* **The input**
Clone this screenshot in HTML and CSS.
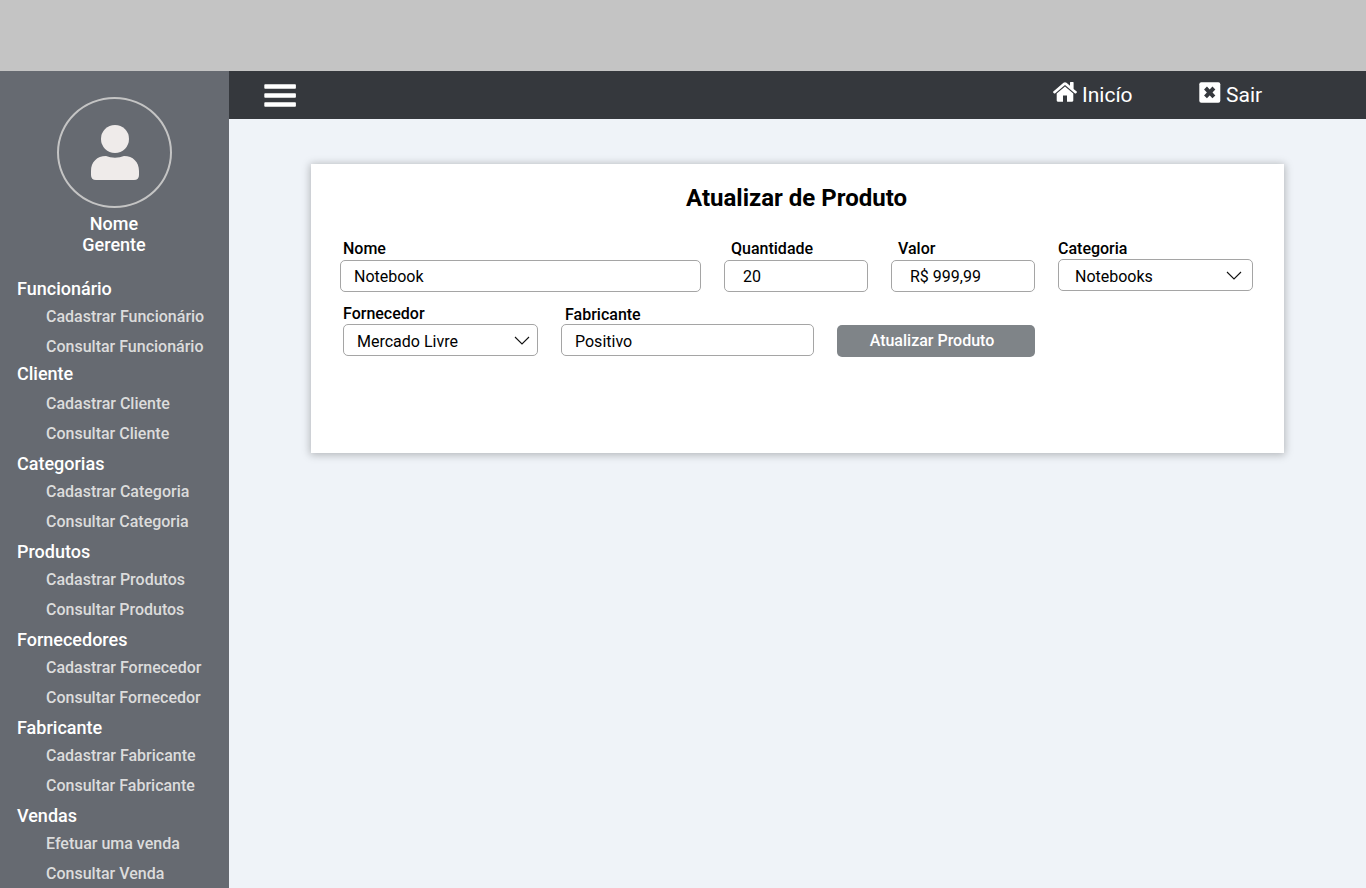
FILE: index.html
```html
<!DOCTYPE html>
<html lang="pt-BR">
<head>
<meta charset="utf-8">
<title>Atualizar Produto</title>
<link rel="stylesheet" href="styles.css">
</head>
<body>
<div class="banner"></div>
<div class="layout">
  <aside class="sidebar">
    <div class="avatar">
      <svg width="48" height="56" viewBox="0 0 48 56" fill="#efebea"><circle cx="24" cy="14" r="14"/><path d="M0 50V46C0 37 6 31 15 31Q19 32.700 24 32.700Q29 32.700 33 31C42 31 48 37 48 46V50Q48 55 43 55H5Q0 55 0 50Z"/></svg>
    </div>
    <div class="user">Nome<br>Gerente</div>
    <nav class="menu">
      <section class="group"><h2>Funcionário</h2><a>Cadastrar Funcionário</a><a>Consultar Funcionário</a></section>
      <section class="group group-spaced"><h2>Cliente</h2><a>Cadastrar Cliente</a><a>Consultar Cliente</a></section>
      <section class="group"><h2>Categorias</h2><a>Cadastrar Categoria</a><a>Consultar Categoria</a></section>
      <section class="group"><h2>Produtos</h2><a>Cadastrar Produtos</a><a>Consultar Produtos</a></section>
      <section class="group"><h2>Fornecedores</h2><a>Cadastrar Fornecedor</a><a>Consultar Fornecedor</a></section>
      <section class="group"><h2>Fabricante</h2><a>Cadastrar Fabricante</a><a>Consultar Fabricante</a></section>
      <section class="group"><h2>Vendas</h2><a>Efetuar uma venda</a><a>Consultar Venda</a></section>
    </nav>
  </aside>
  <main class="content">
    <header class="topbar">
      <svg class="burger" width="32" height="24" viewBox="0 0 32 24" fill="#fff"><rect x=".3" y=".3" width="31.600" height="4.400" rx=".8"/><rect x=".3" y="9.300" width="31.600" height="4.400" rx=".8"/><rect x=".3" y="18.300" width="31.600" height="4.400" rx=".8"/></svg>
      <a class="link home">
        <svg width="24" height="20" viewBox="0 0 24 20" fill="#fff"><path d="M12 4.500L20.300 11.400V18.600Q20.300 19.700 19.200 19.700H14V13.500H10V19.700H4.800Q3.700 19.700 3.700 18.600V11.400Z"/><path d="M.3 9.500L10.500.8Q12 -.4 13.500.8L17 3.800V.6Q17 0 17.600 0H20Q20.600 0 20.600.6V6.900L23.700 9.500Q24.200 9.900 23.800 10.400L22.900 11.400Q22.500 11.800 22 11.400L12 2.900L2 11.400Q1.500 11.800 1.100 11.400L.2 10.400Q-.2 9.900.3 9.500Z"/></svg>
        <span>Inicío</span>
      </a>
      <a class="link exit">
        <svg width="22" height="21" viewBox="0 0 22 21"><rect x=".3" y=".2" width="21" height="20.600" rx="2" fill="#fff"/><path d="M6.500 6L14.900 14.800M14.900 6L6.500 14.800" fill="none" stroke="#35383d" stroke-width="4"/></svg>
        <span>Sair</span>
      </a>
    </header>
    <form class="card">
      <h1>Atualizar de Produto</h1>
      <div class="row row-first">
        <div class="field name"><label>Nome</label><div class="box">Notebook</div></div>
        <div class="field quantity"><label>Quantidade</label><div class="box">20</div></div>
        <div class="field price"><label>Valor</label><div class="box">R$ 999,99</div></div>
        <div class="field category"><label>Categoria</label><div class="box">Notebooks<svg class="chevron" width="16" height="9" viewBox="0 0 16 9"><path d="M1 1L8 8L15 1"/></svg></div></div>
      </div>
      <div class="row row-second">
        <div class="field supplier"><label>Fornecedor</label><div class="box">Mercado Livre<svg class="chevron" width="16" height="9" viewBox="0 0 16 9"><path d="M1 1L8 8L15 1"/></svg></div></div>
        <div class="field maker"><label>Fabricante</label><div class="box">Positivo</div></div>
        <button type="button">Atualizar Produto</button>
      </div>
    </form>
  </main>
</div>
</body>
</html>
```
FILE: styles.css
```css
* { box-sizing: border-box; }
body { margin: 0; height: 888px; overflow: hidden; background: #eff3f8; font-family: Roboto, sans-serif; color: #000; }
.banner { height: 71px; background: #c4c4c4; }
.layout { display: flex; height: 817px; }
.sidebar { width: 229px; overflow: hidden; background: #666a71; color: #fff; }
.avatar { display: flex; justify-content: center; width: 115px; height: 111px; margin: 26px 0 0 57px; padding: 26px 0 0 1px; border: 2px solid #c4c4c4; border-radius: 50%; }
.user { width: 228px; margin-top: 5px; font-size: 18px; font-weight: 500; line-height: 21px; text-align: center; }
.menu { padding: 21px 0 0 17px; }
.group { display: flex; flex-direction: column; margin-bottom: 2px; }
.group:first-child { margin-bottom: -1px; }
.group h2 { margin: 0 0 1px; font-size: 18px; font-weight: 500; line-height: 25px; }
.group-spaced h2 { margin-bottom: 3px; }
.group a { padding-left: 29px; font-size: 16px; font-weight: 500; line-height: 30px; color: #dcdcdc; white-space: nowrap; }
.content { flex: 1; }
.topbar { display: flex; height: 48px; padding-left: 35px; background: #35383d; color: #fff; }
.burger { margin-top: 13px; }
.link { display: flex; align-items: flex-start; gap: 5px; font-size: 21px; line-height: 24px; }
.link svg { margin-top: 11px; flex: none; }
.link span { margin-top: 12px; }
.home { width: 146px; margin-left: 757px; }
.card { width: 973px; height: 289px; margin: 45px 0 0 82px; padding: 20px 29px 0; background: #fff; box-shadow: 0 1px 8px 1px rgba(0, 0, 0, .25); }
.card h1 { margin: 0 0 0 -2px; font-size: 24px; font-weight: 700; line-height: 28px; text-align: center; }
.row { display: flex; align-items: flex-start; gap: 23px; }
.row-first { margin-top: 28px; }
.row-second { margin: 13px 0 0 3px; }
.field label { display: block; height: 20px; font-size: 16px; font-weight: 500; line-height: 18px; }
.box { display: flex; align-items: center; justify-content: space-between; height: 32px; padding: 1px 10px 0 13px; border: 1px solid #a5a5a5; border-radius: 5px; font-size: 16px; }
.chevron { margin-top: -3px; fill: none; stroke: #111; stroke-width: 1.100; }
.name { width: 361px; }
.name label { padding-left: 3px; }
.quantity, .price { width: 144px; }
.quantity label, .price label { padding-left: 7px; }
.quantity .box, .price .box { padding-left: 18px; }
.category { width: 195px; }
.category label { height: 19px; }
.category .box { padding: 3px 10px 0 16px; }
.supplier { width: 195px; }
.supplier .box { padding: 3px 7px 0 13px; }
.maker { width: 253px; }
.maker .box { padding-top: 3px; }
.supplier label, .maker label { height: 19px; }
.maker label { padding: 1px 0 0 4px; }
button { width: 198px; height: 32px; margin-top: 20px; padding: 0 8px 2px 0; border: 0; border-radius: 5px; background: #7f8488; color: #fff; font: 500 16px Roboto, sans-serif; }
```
---
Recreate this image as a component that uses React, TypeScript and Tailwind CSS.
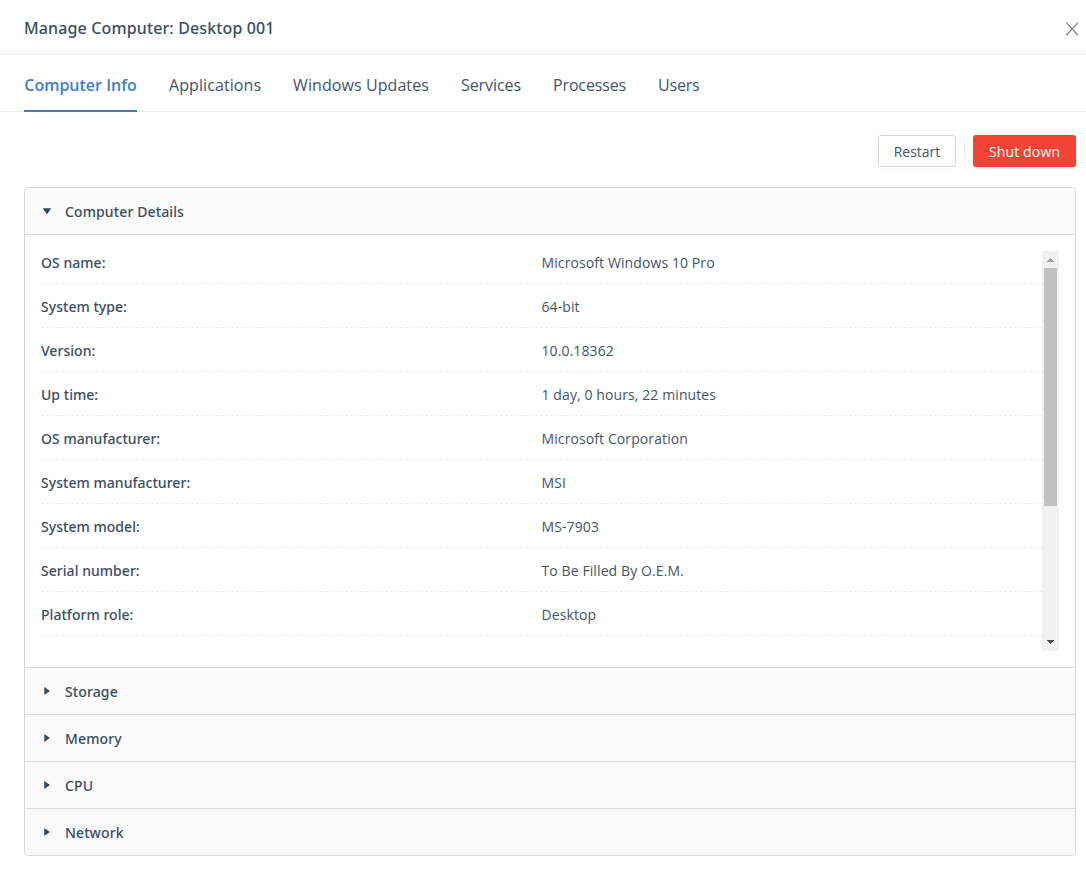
--
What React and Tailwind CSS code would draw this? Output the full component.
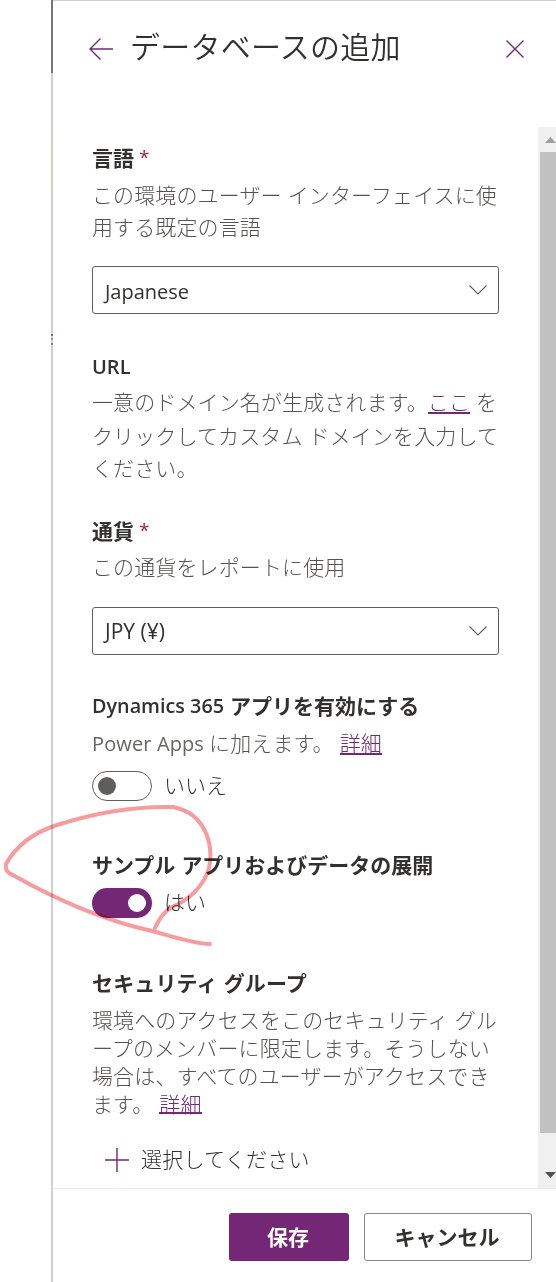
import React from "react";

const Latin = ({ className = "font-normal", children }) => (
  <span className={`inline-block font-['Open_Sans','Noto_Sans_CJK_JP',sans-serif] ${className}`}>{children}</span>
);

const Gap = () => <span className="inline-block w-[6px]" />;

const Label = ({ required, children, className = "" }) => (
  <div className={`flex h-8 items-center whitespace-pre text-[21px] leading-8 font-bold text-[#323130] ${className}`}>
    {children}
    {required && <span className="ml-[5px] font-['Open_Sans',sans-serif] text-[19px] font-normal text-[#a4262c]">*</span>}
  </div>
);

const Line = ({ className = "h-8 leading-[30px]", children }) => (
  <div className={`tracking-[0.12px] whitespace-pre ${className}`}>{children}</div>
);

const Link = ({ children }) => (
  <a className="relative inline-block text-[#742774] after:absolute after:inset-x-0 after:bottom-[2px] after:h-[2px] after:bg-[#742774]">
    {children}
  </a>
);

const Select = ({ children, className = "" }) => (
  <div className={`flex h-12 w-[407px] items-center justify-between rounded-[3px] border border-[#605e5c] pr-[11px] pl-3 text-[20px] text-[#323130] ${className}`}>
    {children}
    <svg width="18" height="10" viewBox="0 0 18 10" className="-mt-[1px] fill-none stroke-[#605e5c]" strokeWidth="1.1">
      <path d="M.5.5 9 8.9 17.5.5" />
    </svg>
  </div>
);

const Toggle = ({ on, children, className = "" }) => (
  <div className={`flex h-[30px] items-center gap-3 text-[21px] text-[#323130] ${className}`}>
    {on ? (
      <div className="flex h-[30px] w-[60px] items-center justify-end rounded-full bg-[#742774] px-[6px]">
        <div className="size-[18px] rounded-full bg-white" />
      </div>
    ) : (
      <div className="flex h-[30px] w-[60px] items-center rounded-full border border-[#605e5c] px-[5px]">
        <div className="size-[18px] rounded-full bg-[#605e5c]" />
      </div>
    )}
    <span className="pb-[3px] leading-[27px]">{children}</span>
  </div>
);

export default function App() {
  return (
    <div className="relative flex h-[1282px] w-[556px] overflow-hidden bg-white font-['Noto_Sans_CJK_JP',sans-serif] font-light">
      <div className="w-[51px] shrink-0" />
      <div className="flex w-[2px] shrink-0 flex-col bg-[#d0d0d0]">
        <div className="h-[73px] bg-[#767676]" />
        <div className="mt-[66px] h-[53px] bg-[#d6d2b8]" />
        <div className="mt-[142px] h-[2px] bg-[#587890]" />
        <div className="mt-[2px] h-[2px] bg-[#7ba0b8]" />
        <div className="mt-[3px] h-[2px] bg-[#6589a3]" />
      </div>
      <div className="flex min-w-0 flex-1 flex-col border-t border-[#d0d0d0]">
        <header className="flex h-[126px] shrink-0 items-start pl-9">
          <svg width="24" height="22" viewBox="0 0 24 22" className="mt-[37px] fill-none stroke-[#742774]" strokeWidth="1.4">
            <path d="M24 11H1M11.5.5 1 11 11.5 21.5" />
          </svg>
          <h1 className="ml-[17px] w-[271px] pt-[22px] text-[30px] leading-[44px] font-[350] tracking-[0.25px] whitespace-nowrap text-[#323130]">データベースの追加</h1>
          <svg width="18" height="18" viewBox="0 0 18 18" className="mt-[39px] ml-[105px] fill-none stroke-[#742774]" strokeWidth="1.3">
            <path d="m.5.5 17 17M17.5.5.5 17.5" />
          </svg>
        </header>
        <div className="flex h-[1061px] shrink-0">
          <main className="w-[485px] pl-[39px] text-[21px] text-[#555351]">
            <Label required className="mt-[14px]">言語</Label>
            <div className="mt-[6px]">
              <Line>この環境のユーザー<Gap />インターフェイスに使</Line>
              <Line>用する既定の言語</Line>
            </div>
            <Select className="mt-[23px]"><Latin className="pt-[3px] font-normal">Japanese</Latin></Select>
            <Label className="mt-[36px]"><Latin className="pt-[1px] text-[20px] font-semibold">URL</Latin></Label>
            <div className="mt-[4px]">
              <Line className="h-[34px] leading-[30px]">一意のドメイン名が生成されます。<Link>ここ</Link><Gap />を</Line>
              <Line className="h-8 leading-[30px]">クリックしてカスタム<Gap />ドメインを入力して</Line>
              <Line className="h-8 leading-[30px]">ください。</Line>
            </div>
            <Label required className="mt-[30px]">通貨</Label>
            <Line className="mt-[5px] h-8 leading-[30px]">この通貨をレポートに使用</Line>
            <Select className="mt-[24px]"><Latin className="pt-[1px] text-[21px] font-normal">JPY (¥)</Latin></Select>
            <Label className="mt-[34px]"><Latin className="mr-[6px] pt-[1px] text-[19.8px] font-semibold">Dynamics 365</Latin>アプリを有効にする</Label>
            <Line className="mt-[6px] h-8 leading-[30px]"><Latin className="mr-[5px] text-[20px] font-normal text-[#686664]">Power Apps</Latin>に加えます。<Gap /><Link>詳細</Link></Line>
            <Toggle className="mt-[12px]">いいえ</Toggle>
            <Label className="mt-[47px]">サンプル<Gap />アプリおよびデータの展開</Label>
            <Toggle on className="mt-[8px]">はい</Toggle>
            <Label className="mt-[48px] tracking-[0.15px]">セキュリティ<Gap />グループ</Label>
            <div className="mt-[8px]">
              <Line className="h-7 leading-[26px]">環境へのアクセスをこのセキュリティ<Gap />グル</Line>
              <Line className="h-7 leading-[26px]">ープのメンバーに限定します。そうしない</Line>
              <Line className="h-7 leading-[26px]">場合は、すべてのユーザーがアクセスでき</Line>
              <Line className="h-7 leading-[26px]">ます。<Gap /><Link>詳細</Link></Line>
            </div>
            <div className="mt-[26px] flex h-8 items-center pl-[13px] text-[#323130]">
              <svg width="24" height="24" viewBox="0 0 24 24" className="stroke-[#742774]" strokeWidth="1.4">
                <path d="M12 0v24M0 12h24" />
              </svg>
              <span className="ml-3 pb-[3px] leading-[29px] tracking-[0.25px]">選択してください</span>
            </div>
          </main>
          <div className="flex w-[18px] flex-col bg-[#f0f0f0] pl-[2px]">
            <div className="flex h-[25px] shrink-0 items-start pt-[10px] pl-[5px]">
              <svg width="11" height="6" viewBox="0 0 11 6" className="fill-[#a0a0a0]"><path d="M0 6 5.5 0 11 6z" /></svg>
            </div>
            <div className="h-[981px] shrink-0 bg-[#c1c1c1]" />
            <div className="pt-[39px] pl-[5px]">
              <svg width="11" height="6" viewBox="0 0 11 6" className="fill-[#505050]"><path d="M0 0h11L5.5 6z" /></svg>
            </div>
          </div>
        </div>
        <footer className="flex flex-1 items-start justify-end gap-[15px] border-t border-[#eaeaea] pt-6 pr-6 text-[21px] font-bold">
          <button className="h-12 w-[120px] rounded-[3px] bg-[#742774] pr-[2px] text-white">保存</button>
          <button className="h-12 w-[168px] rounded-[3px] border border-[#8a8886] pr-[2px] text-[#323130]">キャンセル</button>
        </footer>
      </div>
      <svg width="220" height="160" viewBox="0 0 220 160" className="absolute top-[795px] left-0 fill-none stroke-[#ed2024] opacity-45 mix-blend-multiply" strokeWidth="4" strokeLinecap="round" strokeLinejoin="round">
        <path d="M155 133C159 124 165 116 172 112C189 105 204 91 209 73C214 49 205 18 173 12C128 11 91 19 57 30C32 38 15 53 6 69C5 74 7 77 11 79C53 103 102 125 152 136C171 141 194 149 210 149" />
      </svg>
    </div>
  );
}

* **What is expected**
Restate word for word the part that opens with the line containing "What React and" and closes with the line containing "const Gap = ()", both ends included, and nothing else. Omit any images.

* **Solved exercise**
What React and Tailwind CSS code would draw this? Output the full component.
import React from "react";

const Latin = ({ className = "font-normal", children }) => (
  <span className={`inline-block font-['Open_Sans','Noto_Sans_CJK_JP',sans-serif] ${className}`}>{children}</span>
);

const Gap = () => <span className="inline-block w-[6px]" />;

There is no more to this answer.